#### TASK:
Examine the material below. Gather every line in which the string "page" appears.

#### WORKING DATA:
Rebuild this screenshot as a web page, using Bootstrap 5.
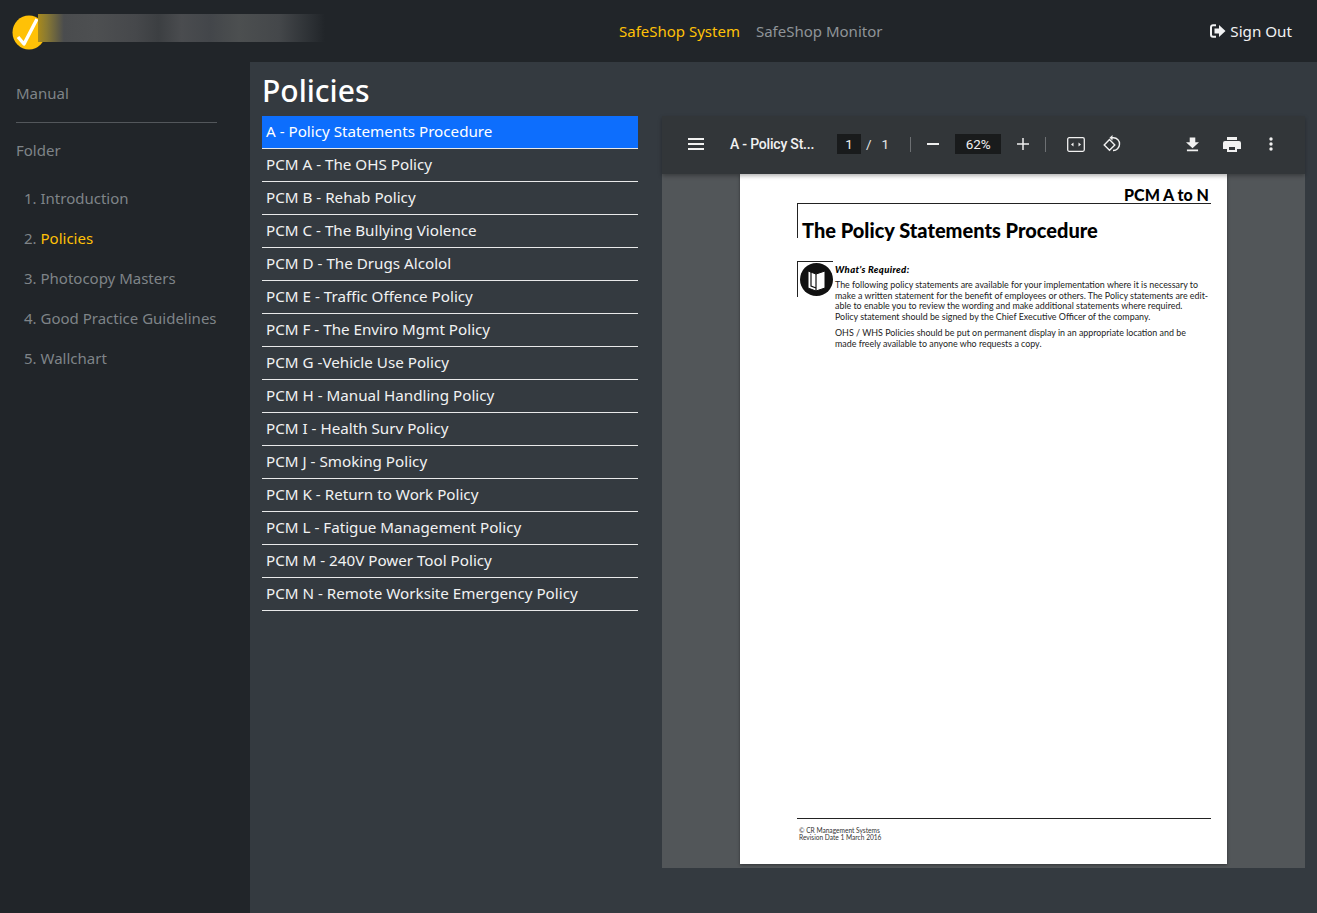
<!DOCTYPE html>
<html lang="en"><head><meta charset="utf-8"><title>Policies</title>
<link rel="stylesheet" href="https://cdn.jsdelivr.net/npm/bootstrap@5.3.0/dist/css/bootstrap.min.css">
<style>
html,body{height:100%}
body{background:#343a40;font-family:"Noto Sans","Open Sans",sans-serif;font-size:16px;overflow:hidden}
.top-bar{height:62px;background:#212529;padding:0 25px 0 12px}
.brand-disc{width:34px;height:35px;flex:none;margin-top:2px}
.brand-blur{width:287px;height:28px;margin-left:-8px;margin-top:-7px;background:linear-gradient(90deg,#a98a1c 0,#8a7a32 3%,#4a4c4e 9%,#4d4f51 20%,#46484b 34%,#3c3f42 42%,#4a4c4f 50%,#43464a 60%,#4c4f50 70%,#44474a 84%,#2c3034 95%,#212529 100%)}
.top-links{position:absolute;left:619px;top:0;height:62px;gap:16px;font-size:15px}
.top-links a{text-decoration:none;color:#8f9498}
.top-links a.on{color:#ffc107}
.sign-out{color:#f1f2f3;text-decoration:none;font-size:15.2px;gap:4px}
.page-body{height:851px}
.side-col{width:250px;background:#212529;padding:21px 33px 0 16px;color:#7f8488;font-size:15px;flex:none}
.side-head{line-height:21px}
.side-rule{height:1px;background:#53575b;margin:18px 0 17px}
.side-list{margin:18px 0 0;padding:0 0 0 8px;list-style:none;width:210px}
.side-list li{height:40px;line-height:38px;white-space:nowrap}
.side-list li.on span{color:#ffc107}
.main-col{padding:0 12px;min-width:0;flex:1}
.pg-title{font-size:30px;font-weight:500;color:#fff;height:54px;line-height:58px;margin:0}
.doc-list{width:376px;flex:none}
.doc-item{height:33px;line-height:30px;padding:0 4px;color:#f1f2f3;border-bottom:1px solid #e8e9ea;font-size:15.2px;white-space:nowrap}
.doc-item.on{background:#0d6efd;color:#fff}
.viewer{width:643px;height:752px;background:#525659;margin-left:24px;flex:none;margin-top:0}
.v-bar{height:58px;background:#323639;color:#f1f1f1;font-family:Roboto,sans-serif;box-shadow:0 2px 4px rgba(0,0,0,.3);padding:0 0 2px 26px;position:relative;z-index:2}
.v-title{font-size:14px;font-weight:500;width:99px;margin-left:26px;letter-spacing:-.2px;white-space:nowrap}
.v-box{background:#191b1c;height:20px;line-height:20px;text-align:center;font-size:13.5px}
.v-sep{width:1px;height:15px;background:#6d7073;flex:none}
.v-num{font-size:13.5px;color:#e8e8e8}
.v-page{width:487px;height:690px;background:#fff;margin-left:78px;color:#000;padding:13px 16px 0 57px;font-family:"Lato",sans-serif;display:flex;flex-direction:column;box-shadow:0 1px 3px rgba(0,0,0,.4)}
.pdf-tag{font-size:16px;font-weight:900;text-align:right;line-height:16px;padding-right:2px;border-bottom:1px solid #222}
.pdf-title{border-left:1px solid #222;height:34px;padding:14px 0 0 4px;font-size:20px;font-weight:900;line-height:25px;white-space:nowrap}
.pdf-req{margin-top:23px;gap:2px}
.pdf-icon{width:36px;height:36px;flex:none;border-left:1px solid #222;border-top:1px solid #222;padding:1px 0 0 2px}
.pdf-text{font-size:8.9px;line-height:10.8px;color:#222;white-space:nowrap;padding-top:4px}
.pdf-text b{display:block;font-style:italic;font-weight:900;color:#000;margin-bottom:4px;font-size:9.5px;letter-spacing:.35px}
.pdf-text p{margin:0 0 5px}
.pdf-foot{margin-top:auto;border-top:1px solid #222;padding:8px 0 0 2px;height:46px;font-size:6.6px;line-height:6.6px;color:#333}
</style></head><body>
<nav class="top-bar d-flex align-items-center position-relative">
 <svg class="brand-disc" viewBox="0 0 34 35"><ellipse cx="17" cy="17.5" rx="16.5" ry="17" fill="#ffc107"/><path d="M6 22 L12 29 L25 4" fill="none" stroke="#fff" stroke-width="3.4" stroke-linejoin="round"/></svg>
 <div class="brand-blur"></div>
 <div class="top-links d-flex align-items-center"><a class="on" href="#">SafeShop System</a><a href="#">SafeShop Monitor</a></div>
 <a class="sign-out ms-auto d-flex align-items-center" href="#"><svg width="16" height="14" viewBox="0 0 16 14"><path d="M6 1.2H3A2 2 0 0 0 1 3.200v7.600a2 2 0 0 0 2 2h3" fill="none" stroke="#f1f2f3" stroke-width="2"/><path d="M9 1 15.500 7 9 13V9.500H4.500v-5H9z" fill="#f1f2f3"/></svg>Sign Out</a>
</nav>
<div class="page-body d-flex">
 <aside class="side-col">
  <div class="side-head">Manual</div>
  <div class="side-rule"></div>
  <div class="side-head">Folder</div>
  <ol class="side-list">
   <li>1. Introduction</li><li class="on">2. <span>Policies</span></li><li>3. Photocopy Masters</li><li>4. Good Practice Guidelines</li><li>5. Wallchart</li>
  </ol>
 </aside>
 <main class="main-col">
  <h1 class="pg-title">Policies</h1>
  <div class="d-flex">
   <div class="doc-list">
    <div class="doc-item on">A - Policy Statements Procedure</div>
    <div class="doc-item">PCM A - The OHS Policy</div>
    <div class="doc-item">PCM B - Rehab Policy</div>
    <div class="doc-item">PCM C - The Bullying Violence</div>
    <div class="doc-item">PCM D - The Drugs Alcolol</div>
    <div class="doc-item">PCM E - Traffic Offence Policy</div>
    <div class="doc-item">PCM F - The Enviro Mgmt Policy</div>
    <div class="doc-item">PCM G -Vehicle Use Policy</div>
    <div class="doc-item">PCM H - Manual Handling Policy</div>
    <div class="doc-item">PCM I - Health Surv Policy</div>
    <div class="doc-item">PCM J - Smoking Policy</div>
    <div class="doc-item">PCM K - Return to Work Policy</div>
    <div class="doc-item">PCM L - Fatigue Management Policy</div>
    <div class="doc-item">PCM M - 240V Power Tool Policy</div>
    <div class="doc-item">PCM N - Remote Worksite Emergency Policy</div>
   </div>
   <section class="viewer">
    <div class="v-bar d-flex align-items-center">
     <svg width="16" height="12" viewBox="0 0 16 12"><path d="M0 1h16M0 6h16M0 11h16" stroke="#f1f1f1" stroke-width="1.800"/></svg>
     <div class="v-title">A - Policy St...</div>
     <div class="v-box" style="width:24px;margin-left:8px">1</div>
     <div class="v-num" style="margin-left:5px">/</div><div class="v-num" style="margin-left:10px">1</div>
     <div class="v-sep" style="margin-left:21px"></div>
     <svg class="ms-3" width="12" height="2" viewBox="0 0 12 2"><path d="M0 1h12" stroke="#eee" stroke-width="2"/></svg>
     <div class="v-box" style="width:46px;margin-left:16px">62%</div>
     <svg style="margin-left:16px" width="12" height="12" viewBox="0 0 12 12"><path d="M0 6h12M6 0v12" stroke="#eee" stroke-width="1.500"/></svg>
     <div class="v-sep" style="margin-left:16px"></div>
     <svg style="margin-left:21px" width="18" height="15" viewBox="0 0 18 15"><rect x=".7" y=".7" width="16.600" height="13.600" rx="1.500" fill="none" stroke="#f1f1f1" stroke-width="1.300"/><path d="M4 7.500 6.500 5.500v4zM14 7.500 11.500 5.500v4z" fill="#f1f1f1"/></svg>
     <svg style="margin-left:18px" width="18" height="18" viewBox="0 0 18 18"><path d="M6.500 4.500 1.200 10l5.300 5.300L11.800 10z" fill="none" stroke="#f1f1f1" stroke-width="1.400"/><path d="M8 2.800h2.500a6 6 0 0 1 6 6.500 6.200 6.200 0 0 1-6.500 6.200" fill="none" stroke="#f1f1f1" stroke-width="1.400"/><path d="M9.500 0 6.500 2.800l3 2.700z" fill="#f1f1f1"/></svg>
     <svg style="margin-left:65px" width="13" height="15" viewBox="0 0 14 15"><path d="M4 0h6v5h4L7 11.500 0 5h4zM1 13h12v1.800H1z" fill="#f1f1f1"/></svg>
     <svg style="margin-left:24px" width="18" height="15" viewBox="0 0 18 15"><path d="M4 0h10v3H4z" fill="#f1f1f1"/><path fill-rule="evenodd" d="M2 4h14a2 2 0 0 1 2 2v6h-4v3H4v-3H0V6a2 2 0 0 1 2-2zm4 6v3h6v-3z" fill="#f1f1f1"/></svg>
     <svg style="margin-left:28px" width="4" height="14" viewBox="0 0 4 14"><circle cx="2" cy="2" r="1.700" fill="#f1f1f1"/><circle cx="2" cy="7" r="1.700" fill="#f1f1f1"/><circle cx="2" cy="12" r="1.700" fill="#f1f1f1"/></svg>
    </div>
    <div class="v-page">
     <div class="pdf-tag">PCM A to N</div>
     <div class="pdf-title">The Policy Statements Procedure</div>
     <div class="pdf-req d-flex">
      <div class="pdf-icon"><svg width="33" height="33" viewBox="0 0 33 33"><circle cx="16.500" cy="16.500" r="16.500" fill="#111"/><path d="M8 8v17l8 3 9-3V8l-9 3z" fill="#fff" stroke="#111"/><path d="M16 11v17M11 7v16l5 2" fill="none" stroke="#111" stroke-width="1.200"/></svg></div>
      <div class="pdf-text"><b>What’s Required:</b><p>The following policy statements are available for your implementation where it is necessary to<br>make a written statement for the benefit of employees or others. The Policy statements are edit-<br>able to enable you to review the wording and make additional statements where required.<br>Policy statement should be signed by the Chief Executive Officer of the company.</p><p>OHS / WHS Policies should be put on permanent display in an appropriate location and be<br>made freely available to anyone who requests a copy.</p></div>
     </div>
     <div class="pdf-foot">© CR Management Systems<br>Revision Date 1 March 2016</div>
    </div>
   </section>
  </div>
 </main>
</div>
<script src="https://cdn.jsdelivr.net/npm/bootstrap@5.3.0/dist/js/bootstrap.bundle.min.js"></script>
</body></html>
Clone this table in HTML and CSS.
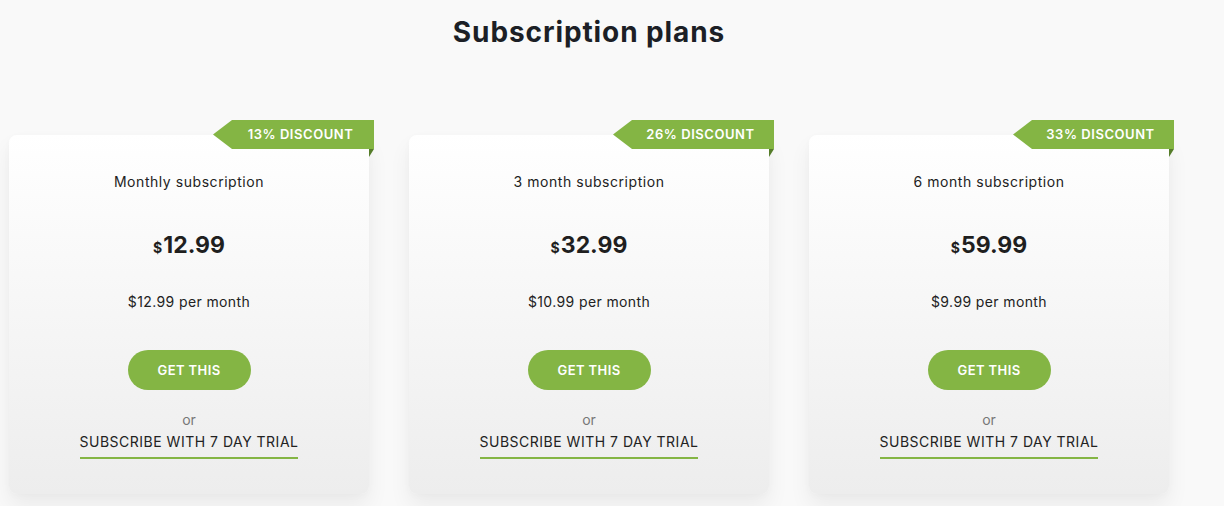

#### RESULT:
Rebuild this screenshot as a web page, using Bootstrap 5.
.page-body{height:851px}
.v-page{width:487px;height:690px;background:#fff;margin-left:78px;color:#000;padding:13px 16px 0 57px;font-family:"Lato",sans-serif;display:flex;flex-direction:column;box-shadow:0 1px 3px rgba(0,0,0,.4)}
<div class="page-body d-flex">
    <div class="v-page">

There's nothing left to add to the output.